School of Computer Science

COM6511 Speech Technology

Summary	This module introduces the principles of the emergent field of speech technology, studies typical applications of these principles and assesses the state of the art in this area. You will learn the prevailing techniques of automatic speech recognition (based on statistical modelling); will see how speech synthesis and text-to-speech methods are deployed in spoken language systems; and will discuss the current limitations of such devices. The module will include project work involving the implementation and assessment of a speech technology device.
Session	Spring 2024/25
Credits	15
Assessment	Blackboard quizzes (threshold and graded) Practical work (graded)
Lecturer(s)	Prof. Thomas Hain & Dr Anton Ragni
Resources	Blackboard Unconfirmed practical marks when available Exam Papers, past 2 years (where applicable)
Aims	to teach the principles and application of speech technology, covering speech recognition and synthesis to provide experience in building and using speech technology devices.

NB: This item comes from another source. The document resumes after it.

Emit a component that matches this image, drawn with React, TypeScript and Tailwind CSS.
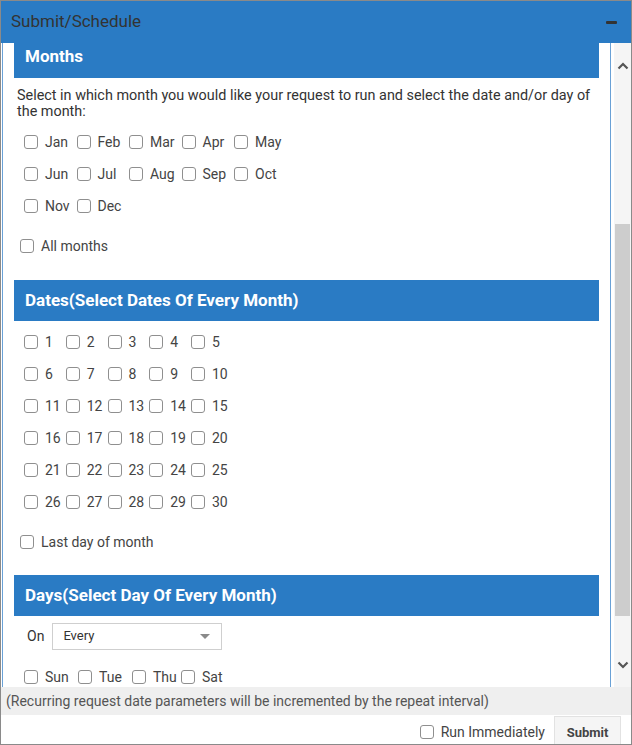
import React from 'react';

const font = { fontFamily: 'Roboto, "Noto Sans", Arial, sans-serif' };

const months = [
  ['Jan', 'Feb', 'Mar', 'Apr', 'May'],
  ['Jun', 'Jul', 'Aug', 'Sep', 'Oct'],
  ['Nov', 'Dec'],
];

const dates = [
  [1, 2, 3, 4, 5],
  [6, 7, 8, 9, 10],
  [11, 12, 13, 14, 15],
  [16, 17, 18, 19, 20],
  [21, 22, 23, 24, 25],
  [26, 27, 28, 29, 30],
];

const Box = () => (
  <span className="inline-block w-[14px] h-[14px] shrink-0 rounded-[3px] border border-[#8f8f8f] bg-white" />
);

const Check = ({ label, className = '' }: { label: string; className?: string }) => (
  <div className={`flex items-center gap-[7px] shrink-0 ${className}`}>
    <Box />
    <span className="text-[14px] text-[#444]">{label}</span>
  </div>
);

const SectionHeader = ({ title, className = '' }: { title: string; className?: string }) => (
  <div className={`bg-[#2a7bc4] flex items-center pl-[11px] text-white font-bold text-[17px] ${className}`}>
    {title}
  </div>
);

const Chevron = ({ up }: { up?: boolean }) => (
  <svg width="12" height="8" viewBox="0 0 12 8">
    <path
      d={up ? 'M1.5 6.5 L6 2 L10.5 6.5' : 'M1.5 1.5 L6 6 L10.5 1.5'}
      fill="none"
      stroke="#555"
      strokeWidth="2.2"
    />
  </svg>
);

export default function App() {
  return (
    <div style={font} className="w-[632px] h-[745px] border border-[#8a8a8a] flex flex-col bg-white overflow-hidden">
      {/* title bar */}
      <div className="h-[42px] shrink-0 bg-[#2a7bc4] flex items-center justify-between pl-[10px] pr-[14px]">
        <span className="text-[17px] text-[#333]">Submit/Schedule</span>
        <span className="block w-[11px] h-[3px] rounded-[1px] bg-[#333]" />
      </div>

      {/* scroll area */}
      <div className="flex-1 flex min-h-0 pl-[1px]">
        <div className="flex-1 min-h-0 overflow-hidden border-l border-r border-[#6aa1d6]">
          <div className="-mt-[7px] px-[11px]">
            <SectionHeader title="Months" className="h-[42px]" />
            <p className="mt-[10px] px-[3px] text-[14.4px] leading-[16px] text-[#333]">
              Select in which month you would like your request to run and select the date and/or day of the month:
            </p>
            <div className="mt-[6px] pl-[10px]">
              {months.map((row, i) => (
                <div key={i} className="h-[32px] flex items-center">
                  {row.map((m) => (
                    <Check key={m} label={m} className="w-[52.5px]" />
                  ))}
                </div>
              ))}
            </div>
            <div className="mt-[8px] h-[32px] flex items-center pl-[6px]">
              <Check label="All months" />
            </div>

            <SectionHeader title="Dates(Select Dates Of Every Month)" className="mt-[18px] h-[41px]" />
            <div className="mt-[5px] pl-[10px]">
              {dates.map((row, i) => (
                <div key={i} className="h-[32px] flex items-center">
                  {row.map((d) => (
                    <Check key={d} label={String(d)} className="w-[41.75px]" />
                  ))}
                </div>
              ))}
            </div>
            <div className="mt-[8px] h-[32px] flex items-center pl-[6px]">
              <Check label="Last day of month" />
            </div>

            <SectionHeader title="Days(Select Day Of Every Month)" className="mt-[17px] h-[41px]" />
            <div className="mt-[7px] flex items-center pl-[13px] gap-[8px]">
              <span className="text-[14px] text-[#333]">On</span>
              <div className="w-[170px] h-[27px] border border-[#cfcfcf] flex items-center justify-between pl-[10px] pr-[11px]">
                <span className="text-[13px] text-[#333] -mt-[2px]">Every</span>
                <svg width="10" height="6" viewBox="0 0 10 6">
                  <path d="M0 0 L10 0 L5 5 Z" fill="#8a8a8a" />
                </svg>
              </div>
            </div>
            <div className="mt-[11px] h-[32px] flex items-center pl-[10px]">
              <Check label="Sun" className="w-[54px]" />
              <Check label="Tue" className="w-[54px]" />
              <Check label="Thu" className="w-[49px]" />
              <Check label="Sat" />
            </div>
          </div>
        </div>

        {/* scrollbar */}
        <div className="w-[17px] ml-[3px] shrink-0 bg-[#f5f5f5] flex flex-col items-center">
          <div className="h-[46px] flex items-center justify-center">
            <Chevron up />
          </div>
          <div className="mt-[135px] w-[15px] h-[392px] bg-[#cdcdcd]" />
          <div className="mt-[45px] flex justify-center">
            <Chevron />
          </div>
        </div>
      </div>

      {/* footer */}
      <div className="h-[28px] shrink-0 bg-[#efefef] flex items-center pl-[5px] text-[14px] text-[#555]">
        (Recurring request date parameters will be incremented by the repeat interval)
      </div>
      <div className="h-[29px] shrink-0 flex items-stretch justify-end pr-[10px]">
        <div className="flex items-center gap-[7px] mr-[9px] pt-[5px]">
          <Box />
          <span className="text-[14px] text-[#444]">Run Immediately</span>
        </div>
        <div className="w-[67px] mt-[1px] pt-[4px] bg-[#f5f5f5] border-l border-r border-t border-[#e2e2e2] flex items-center justify-center text-[13px] font-bold text-[#444]">
          Submit
        </div>
      </div>
    </div>
  );
}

Learning Outcomes	By the end of this course the students should: appreciate the difficulties of machine perception in general and speech perception in particular; understand the different types of speech tech in use today understand the prevailing techniques for modelling speech in automatic speech recognition; see how these techniques are deployed in spoken language systems; appreciate the difficulties of producing synthetic speech and understand the principles of speech synthesisers and text-to-speech systems; and have experience in implementing and assessing a speech technology device.
Content	Introduction to speech technology Pattern processing fundamentals for speech Hidden Markov Models and Deep Neural Networks for speech processing Towards a state-of-the-art ASR System Acoustic modelling Language modelling Search Adaptation Speech recognition application examples Speaker identification Speech synthesis Spoken dialogue systems
Restrictions	Students must have taken COM6502 in the previous semester Optional modules within the department have limited capacity. We will always try to accommodate all students but cannot guarantee a place.
Teaching Method	Two formal lectures per week, for 10 weeks; and a one hour practical session per week, for 6 weeks. Practical work will consist of a project involving the implementation and assessment of a speech technology device. This will include some programming.
Feedback	Students will receive feedback in the weekly practical sessions.